Top anti-corruption regulator beefs up scrutiny of Shenzhen Exchange management amid plunge in ChiNext board
Global Times

An investor watches market performance at a brokerage in Nanjing, East China's Jiangsu Province on Tuesday. (Photo: VCG)

China's top anti-corruption body, the CPC Central Commission for Discipline Inspection (CCDI), has sent an on-site supervision team to the Shenzhen Stock Exchange to safeguard registration-based reforms at the tech-heavy start-up ChiNext board, the CCDI said on Friday.

CCDI's on-site teams attach great importance to any potential corruption risks related to the reforms being carried out at the ChiNext board and will especially look for discrepancies that may impede the pace of reform, and incidents that may trigger systemic risks and insider trading conspired by officials in charge of listing and market players.
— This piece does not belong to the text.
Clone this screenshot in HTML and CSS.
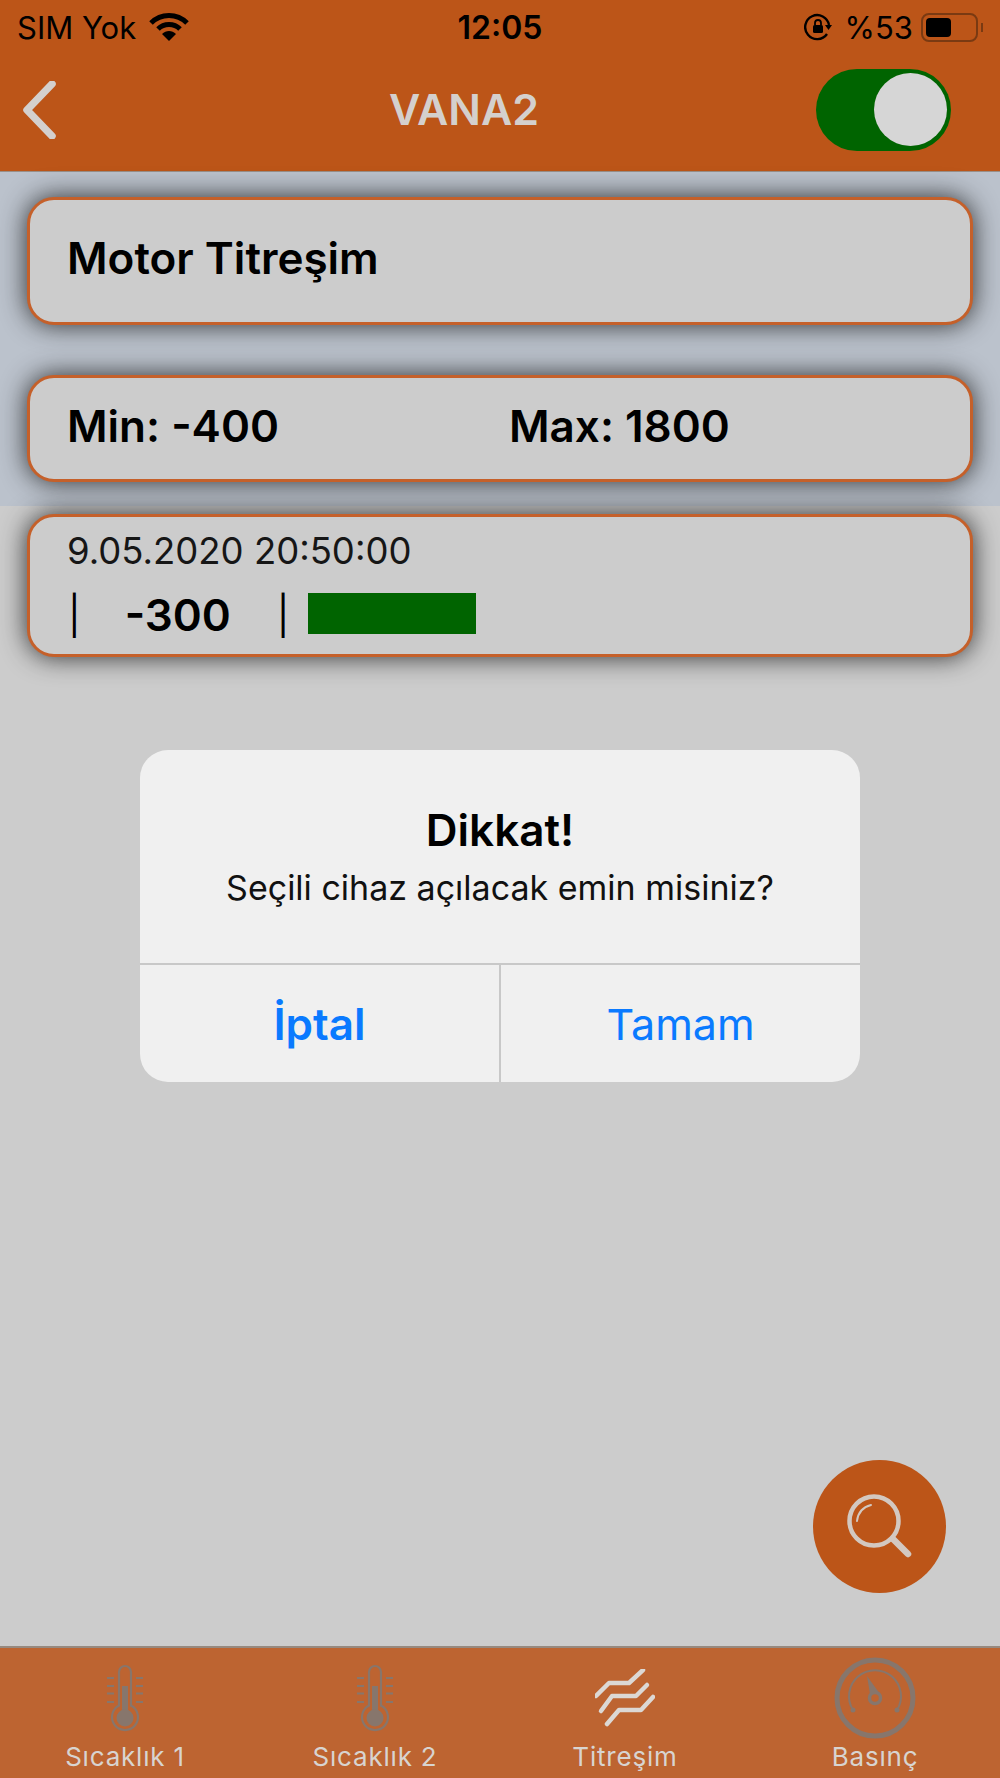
FILE: index.html
```html
<!DOCTYPE html>
<html lang="tr">
<head>
  <meta charset="UTF-8" />
  <title>VANA2</title>
  <meta name="viewport" content="width=device-width, initial-scale=1.0" />
  <link rel="stylesheet" href="styles.css">
</head>
<body>
  <div class="app">
    <header class="header">
      <div class="status-bar">
        <div class="status-left">
          <span>SIM Yok</span>
          <svg class="wifi" viewBox="0 0 40 28" width="40" height="28">
            <path d="M2 10 C12 0 28 0 38 10" fill="none" stroke="#000" stroke-width="5"/>
            <path d="M9 16 C15 10 25 10 31 16" fill="none" stroke="#000" stroke-width="5"/>
            <path d="M20 28 L13 21 C17 17 23 17 27 21 Z" fill="#000"/>
          </svg>
        </div>
        <div class="status-time">12:05</div>
        <div class="status-right">
          <svg class="rotation-lock" viewBox="0 0 28 28" width="28" height="28">
            <path d="M23 21 A12 12 0 1 1 25 12" fill="none" stroke="#000" stroke-width="2.4"/>
            <path d="M21 12 H28 L24.500 17 Z" fill="#000"/>
            <rect x="9" y="12" width="10" height="8" rx="1.500" fill="#000"/>
            <path d="M11 12 V10 A3 3 0 0 1 17 10 V12" fill="none" stroke="#000" stroke-width="1.800"/>
          </svg>
          <span class="battery-text">%53</span>
          <div class="battery"><div class="battery-fill"></div></div>
          <div class="battery-nub"></div>
        </div>
      </div>
      <nav class="nav-bar">
        <svg class="back" viewBox="0 0 34 58" width="34" height="58">
          <path d="M30 3 L5 29 L30 55" fill="none" stroke="#d4d0cd" stroke-width="7.500" stroke-linecap="round" stroke-linejoin="round"/>
        </svg>
        <div class="nav-title">VANA2</div>
        <div class="switch"><div class="switch-knob"></div></div>
      </nav>
    </header>

    <main class="content">
      <section class="top-panel">
        <div class="card card-name">Motor Titreşim</div>
        <div class="card card-range">
          <span class="range-min">Min: -400</span>
          <span>Max: 1800</span>
        </div>
      </section>

      <section class="card card-log">
        <div class="log-date">9.05.2020 20:50:00</div>
        <div class="log-row">
          <span class="log-sep">|</span>
          <span class="log-value">-300</span>
          <span class="log-sep">|</span>
          <div class="log-bar"></div>
        </div>
      </section>

      <div class="dialog">
        <div class="dialog-body">
          <div class="dialog-title">Dikkat!</div>
          <div class="dialog-text">Seçili cihaz açılacak emin misiniz?</div>
        </div>
        <div class="dialog-actions">
          <div class="dialog-btn dialog-btn-bold">İptal</div>
          <div class="dialog-btn">Tamam</div>
        </div>
      </div>

      <div class="fab">
        <svg viewBox="0 0 66 66" width="66" height="66">
          <circle cx="27" cy="27" r="24.500" fill="none" stroke="#d3c8c0" stroke-width="4.500"/>
          <path d="M46 45 L61 60" fill="none" stroke="#d3c8c0" stroke-width="6.500" stroke-linecap="round"/>
          <path d="M10 27 C11 19 16 13 24 11" fill="none" stroke="#d3c8c0" stroke-width="2" stroke-linecap="round"/>
        </svg>
      </div>
    </main>

    <footer class="tab-bar">
      <div class="tab">
        <div class="tab-icon">
          <svg viewBox="0 0 40 68" width="40" height="68">
            <path d="M14 41.500 V8 A6 6 0 0 1 26 8 V41.500 A13 13 0 1 1 14 41.500 Z" fill="none" stroke="#87766c" stroke-width="2.200"/>
            <rect x="17" y="22" width="6" height="26" fill="#87766c"/>
            <circle cx="20" cy="54" r="8.500" fill="#87766c"/>
            <path d="M2 14 H9 M2 22 H9 M2 29.500 H9 M2 38 H9 M31 14 H38 M31 22 H38 M31 29.500 H38 M31 38 H38" stroke="#87766c" stroke-width="2.200"/>
          </svg>
        </div>
        <div class="tab-label">Sıcaklık 1</div>
      </div>
      <div class="tab">
        <div class="tab-icon">
          <svg viewBox="0 0 40 68" width="40" height="68">
            <path d="M14 41.500 V8 A6 6 0 0 1 26 8 V41.500 A13 13 0 1 1 14 41.500 Z" fill="none" stroke="#87766c" stroke-width="2.200"/>
            <rect x="17" y="22" width="6" height="26" fill="#87766c"/>
            <circle cx="20" cy="54" r="8.500" fill="#87766c"/>
            <path d="M2 14 H9 M2 22 H9 M2 29.500 H9 M2 38 H9 M31 14 H38 M31 22 H38 M31 29.500 H38 M31 38 H38" stroke="#87766c" stroke-width="2.200"/>
          </svg>
        </div>
        <div class="tab-label">Sıcaklık 2</div>
      </div>
      <div class="tab">
        <div class="tab-icon">
          <svg viewBox="0 0 60 58" width="60" height="58">
            <g fill="none" stroke="#dcd8d4" stroke-width="4.500" stroke-linecap="round" stroke-linejoin="round">
              <path d="M1 27 L14 14 H34 L48 1"/>
              <path d="M6 42 L17 27 H41 L52 16"/>
              <path d="M12 55 L24 41 H46 L58 28"/>
            </g>
          </svg>
        </div>
        <div class="tab-label">Titreşim</div>
      </div>
      <div class="tab">
        <div class="tab-icon">
          <svg viewBox="0 0 84 84" width="84" height="84">
            <circle cx="42" cy="42" r="38" fill="none" stroke="#87766c" stroke-width="5"/>
            <path d="M20 54 A26 26 0 1 1 64 54" fill="none" stroke="#87766c" stroke-width="2"/>
            <circle cx="20" cy="54" r="2.500" fill="#87766c"/>
            <circle cx="64" cy="54" r="2.500" fill="#87766c"/>
            <circle cx="42" cy="42" r="5.500" fill="none" stroke="#87766c" stroke-width="3.500"/>
            <path d="M34 20 L37 38 L47 38 Z" fill="#87766c"/>
          </svg>
        </div>
        <div class="tab-label">Basınç</div>
      </div>
    </footer>
  </div>
</body>
</html>
```

FILE: styles.css
```css
* {
  margin: 0;
  padding: 0;
  box-sizing: border-box;
  font-family: 'Inter', 'Liberation Sans', sans-serif;
}

body {
  background: #cccccc;
  color: #000;
}

.app {
  display: flex;
  flex-direction: column;
  height: 1778px;
  overflow: hidden;
}

.header {
  background: #bc5518;
  height: 172px;
  border-bottom: 1px solid #9a8f88;
}

.status-bar {
  display: grid;
  grid-template-columns: 1fr auto 1fr;
  align-items: center;
  height: 54px;
  padding: 0 17px 0 17px;
  font-size: 31px;
}

.status-left {
  display: flex;
  align-items: center;
  gap: 13px;
}

.status-time {
  font-size: 32px;
  font-weight: 600;
}

.status-right {
  display: flex;
  align-items: center;
  justify-content: flex-end;
}

.battery-text {
  margin: 0 8px 0 13px;
}

.battery {
  width: 57px;
  height: 29px;
  padding: 3px;
  border: 2px solid #7a3a12;
  border-radius: 8px;
}

.battery-fill {
  width: 25px;
  height: 100%;
  background: #000;
  border-radius: 4px;
}

.battery-nub {
  width: 2px;
  height: 9px;
  margin-left: 3px;
  background: #7a3a12;
}

.nav-bar {
  display: flex;
  align-items: center;
  justify-content: space-between;
  height: 117px;
  padding: 0 49px 6px 22px;
}

.nav-title {
  margin-left: 56px;
  margin-bottom: 2px;
  color: #d4d0cd;
  font-size: 43px;
  font-weight: 600;
}

.switch {
  display: flex;
  justify-content: flex-end;
  align-items: center;
  width: 135px;
  height: 82px;
  padding-right: 4px;
  background: #006400;
  border-radius: 41px;
}

.switch-knob {
  width: 73px;
  height: 73px;
  background: #d6d6d6;
  border-radius: 50%;
}

.content {
  flex: 1;
  position: relative;
  background: #cccccc;
}

.top-panel {
  display: flex;
  flex-direction: column;
  gap: 50px;
  height: 334px;
  padding: 25px 27px 0;
  background: #bbc2cc;
}

.card {
  display: flex;
  align-items: center;
  background: #cccccc;
  border: 3px solid #c5602a;
  border-radius: 27px;
  box-shadow: 0 0 26px rgba(20, 20, 20, 0.85);
  padding-left: 37px;
}

.card-name {
  height: 128px;
  padding-bottom: 6px;
  font-size: 44px;
  font-weight: 600;
}

.card-range {
  height: 107px;
  padding-bottom: 5px;
  font-size: 44px;
  font-weight: 600;
}

.range-min {
  width: 442px;
}

.card-log {
  flex-direction: column;
  align-items: flex-start;
  height: 143px;
  margin: 8px 27px 0;
  padding-top: 12px;
}

.log-date {
  font-size: 36.5px;
  color: #161616;
}

.log-row {
  display: flex;
  align-items: center;
  height: 44px;
  margin-top: 20px;
  font-size: 44px;
  font-weight: 600;
}

.log-sep {
  font-weight: 400;
  font-size: 38px;
  margin-left: 1px;
}

.log-value {
  width: 195px;
  padding-left: 44px;
}

.log-bar {
  width: 168px;
  height: 41px;
  margin-left: 19px;
  margin-top: -3px;
  background: #006400;
}

.dialog {
  position: absolute;
  top: 578px;
  left: 140px;
  width: 720px;
  height: 332px;
  background: #f0f0f0;
  border-radius: 28px;
  overflow: hidden;
}

.dialog-body {
  height: 215px;
  padding-top: 53px;
  text-align: center;
  border-bottom: 2px solid #c8c8c8;
}

.dialog-title {
  font-size: 44px;
  font-weight: 600;
}

.dialog-text {
  margin-top: 10px;
  font-size: 34px;
  color: #111;
}

.dialog-actions {
  display: flex;
  height: 117px;
}

.dialog-btn {
  flex: 1;
  display: flex;
  align-items: center;
  justify-content: center;
  color: #0a7aff;
  font-size: 43px;
}

.dialog-btn-bold {
  font-size: 44px;
  font-weight: 600;
  border-right: 2px solid #c8c8c8;
}

.fab {
  position: absolute;
  right: 54px;
  bottom: 53px;
  display: flex;
  align-items: center;
  justify-content: center;
  width: 133px;
  height: 133px;
  background: #bc5518;
  border-radius: 50%;
}

.tab-bar {
  display: flex;
  height: 132px;
  background: #bd6431;
  border-top: 2px solid #96897f;
}

.tab {
  flex: 1;
  display: flex;
  flex-direction: column;
  align-items: center;
}

.tab-icon {
  display: flex;
  align-items: center;
  justify-content: center;
  height: 84px;
  margin-top: 8px;
}

.tab-label {
  margin-top: 1px;
  color: #d8d4d0;
  font-size: 26px;
  letter-spacing: 0.8px;
}
```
The CCDI said it had held one-on-one talks with over 20 officials and staff members from the Shenzhen Stock Exchange management, the ChiNext Board Listing Committee and the review center. These departments are in charge of offering and listing review under the registration-based IPO system, which plays a critical role in controlling the access to the capital market.

The CCDI said it had created a clean document for each of the 49 committee members of the listing committee and 98 officials and staff at the review center.

Analysts said that the anti-corruption watchdog's move could be linked with the recent market plunges and anomalies currently seen in the ChiNext board, with some experts pointing out that the root cause of the chaos could be insider trading, a criminal activity.

ChiNext board has plunged by more than 7 percent this week as of press time on Friday and many of the individual shares have seen much wider fluctuations due to the board's wider daily trading cap of 20 percent.

The trading of so-called junk shares is seen as the reason behind the market's plunge and some experts are saying this could be a plot by certain major players in the ChiNext board, and they might have tuned the timing of the boom and bust story to coincide with the rollout of the ChiNext reforms.

Junk shares are shares at ChiNext board that had been dumped by investors during the past year but in recent months saw their prices soar by multiple times led by bigger investors in the market, with at least 50 junk shares' prices doubling in value after the ChiNext reform. But those shares began to fall recently.

Dong Dengxin, director of the Finance and Securities Institute at the Wuhan University of Science and Technology, said there is certainly overspeculation in the market and the possibility of stock price manipulation cannot be ruled out.

Lü Pingbo, an influential stock market Weibo blogger in China, noted that overspeculation has a tendency to spread across the board and that the trading volume of the ChiNext board has exceeded that of the Shanghai Stock Exchange on Wednesday and the situation could be "out of control" for the ChiNext board.

"While the regulators can tolerate speculation or even overspeculation, they must crack down on stock price manipulation and insider trading to protect investors' interests," Dong told the Global Times on Friday.

Dong said the essence of the reform is in its inclusiveness and tolerance of tech start-ups to fail, while it is also expected to lead to tightened regulation and enhanced crackdown on criminal activity.